26/10/2011 -
às 17h36 - atualizada às 17h37 - AFP
O Senado uruguaio aprovou um projeto de lei
que declara imprescritíveis os crimes cometidos na
última ditadura (1973-1985), que caducariam em 1º de novembro, com a
rejeição da oposição e o anúncio de ações legais por parte de militares
reformados.
Após quase dez horas de discussão, os senadores aprovaram
com os votos do governista Frente Ampla (esquerda) - 16 votos em 31 - o projeto
que agora passou à Câmara dos Deputados, onde será
debatido nesta quarta-feira.
A lei "reestabelece o pleno exercício da pretensão
punitiva do Estado para os crimes cometidos na aplicação do terrorismo de
Estado" até 1º de março de 1985, data do retorno à democracia.
Além disso,
declara estes crimes como "de
lesa-humanidade, em conformidade com os tratados internacionais" e afirma
que "não se computará prazo algum, processual, de prescrição ou de
caducidade" para seu julgamento.
Até agora, os acusados - aproximadamente uma dezena,
entre os quais os ex-ditadores Gregorio Alvarez e o já morto Juan María
Bordaberry - foram condenados por homicídio qualificado, um crime que
prescreverá em 1º de novembro para os crimes cometidos durante esse período,
pelo que as causas nas quais não houve processo seriam arquivadas.
A votação foi
realizada com aplausos por parte de uma centena de pessoas que presenciavam a
sessão.
"Se estes casos prescreverem, será paradoxal
e talvez um deboche em relação aos familiares, que em tempos de ditadura
obviamente não podiam pleitear nem pedir justiça, e que quando se abre a
democracia, se decreta a Lei de Caducidade ou de impunidade", disse
nesta terça-feira o senador governista Rafael Michelini, ao informar sobre o
projeto.
A Lei de Caducidade foi (havia sido) aprovada
em 1986, quando a Justiça começava a citar os militares por violações aos
direitos humanos cometidos durante a ditadura, e um ano e meio depois foi
aprovada outra norma que anistiou os presos e perseguidos políticos.
O Poder
Executivo, que segundo a Lei de Caducidade devia autorizar quais casos de
violações aos direitos humanos podiam ser julgados, não o fez durante os 20
anos nos quais foi controlado pelos partidos tradicionais Colorado e Nacional.

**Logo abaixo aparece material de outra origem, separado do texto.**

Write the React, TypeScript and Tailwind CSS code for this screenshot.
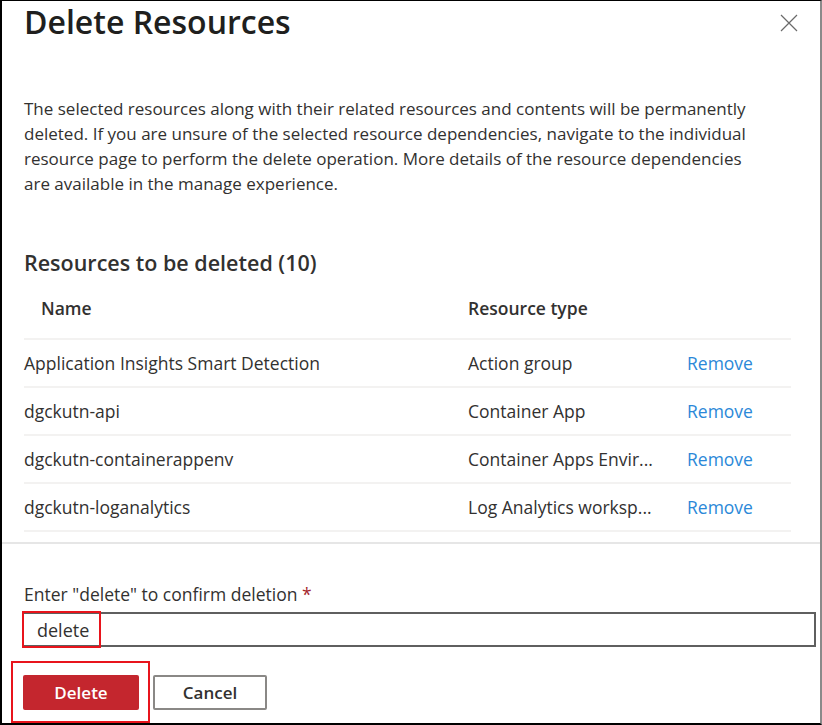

Com a chegada da esquerda ao poder, em 2005, o então
presidente Tabaré Vázquez deu luz verde aos primeiros julgamentos.
Em março deste ano, a Corte Interamericana de Direitos
Humanos (CIDH) ordenou que o Uruguai investigasse e julgasse os crimes da
ditadura, mas dois meses mais tarde uma
tentativa do governista Frente Ampla (FA) para suprimir a Lei de Caducidade
fracassou no Parlamento pela desobediência de um de seus deputados.
Desde então, o
presidente uruguaio, o ex-guerrilheiro José Mujica, revogou mais de 80 atos
administrativos de outros governos que tinham impedido as investigações.

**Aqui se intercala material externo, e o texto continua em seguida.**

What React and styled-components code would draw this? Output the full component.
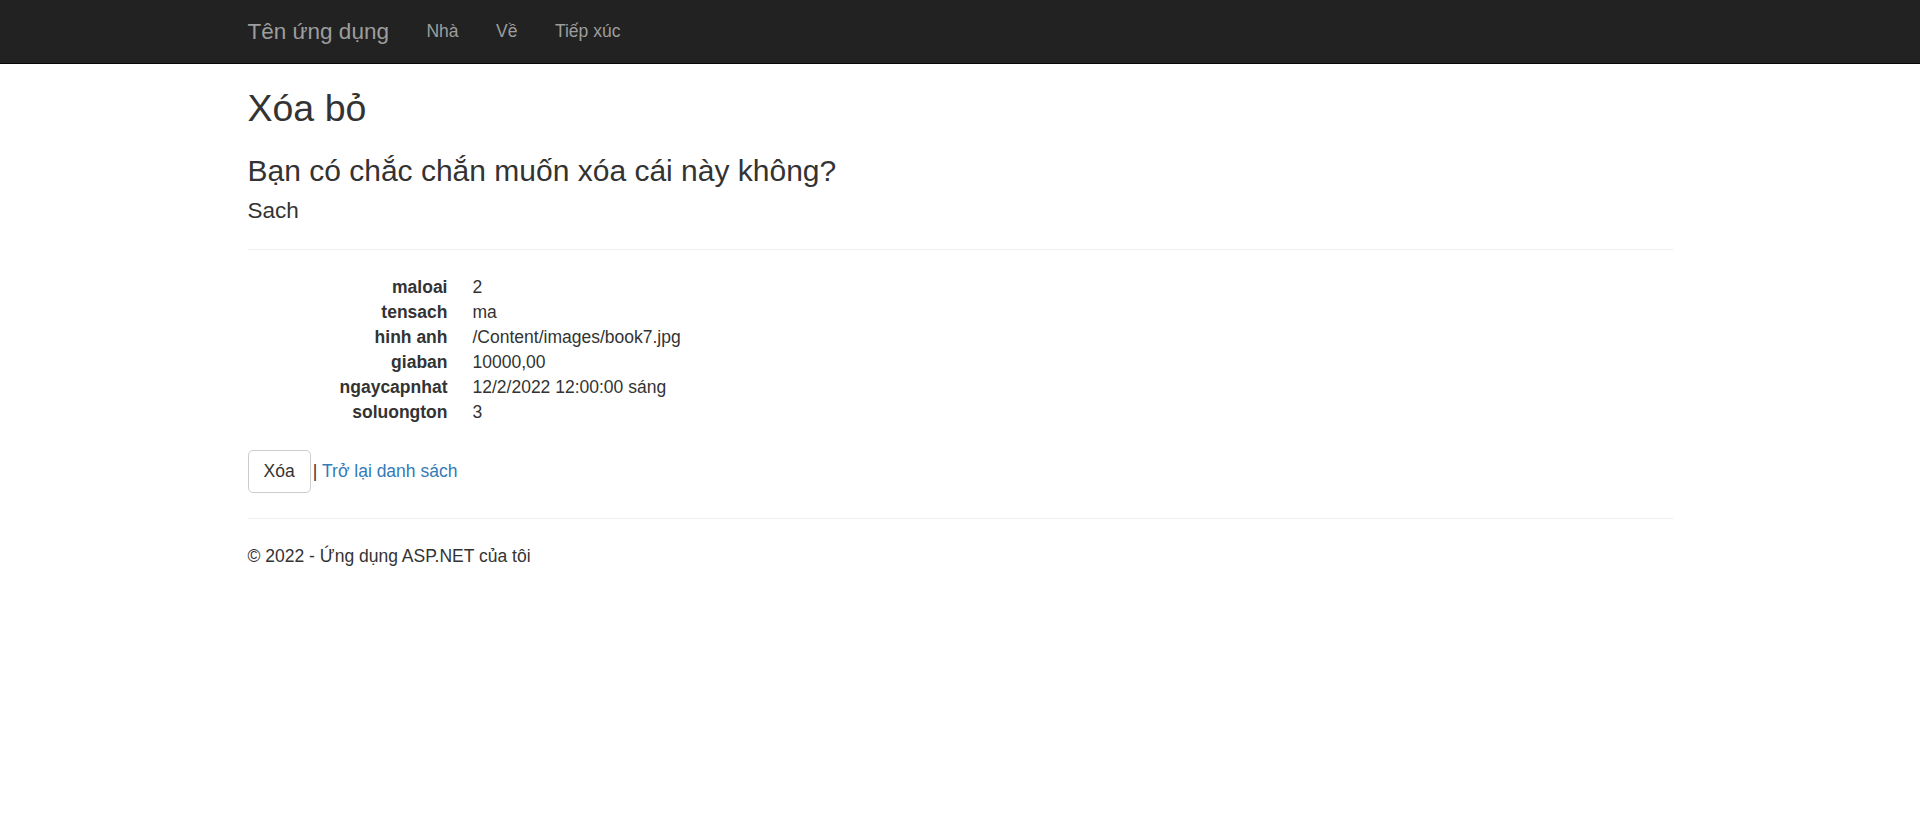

- Questionamentos e denúncias -
Em um duro
debate, com permanentes referências ao passado e à saída da ditadura, os três
partidos de oposição rejeitaram o projeto, afirmando que este vai de encontro à
vontade da população, que em duas consultas populares (em 1989 e 2009) não
aprovou a anulação da Lei de Caducidade.
O senador do
Partido Nacional Jorge Saravia, que se desvinculou do FA após o debate anterior
sobre a Lei de Caducidade, qualificou o projeto como "um golpe de
Estado", assegurando que "parece haver ânsia de vingança, no lugar de
respeito pelo voto das pessoas".
A ditadura
deixou 38 desaparecidos no Uruguai, segundo a Comissão para a Paz, que
funcionou de 2000 a 2003 para investigar o destino dos desaparecidos. Na
Argentina, foram denunciados outros 182 desaparecimentos de uruguaios, no
Chile, oito, no Paraguai, dois, e no Brasil, um.
Militares reformados, no entanto, anunciaram na terça-feira
ações judiciais contra ex-membros de grupos armados da década de 1960 e 1970.
"Estamos
em igualdade de condições para realizar denúncias contra as pessoas que
cometeram crimes e não foram julgados, nem processados, nem cumpriram nenhum
dia de prisão", disse à AFP o presidente do Centro Militar, coronel
Guillermo Cedrez.
Cedrez disse
que se basearão na sentença da CIDH e no Pacto de San José de Costa Rica, que
sustentam "que não devem ser concedidas nenhum tipo de anistia".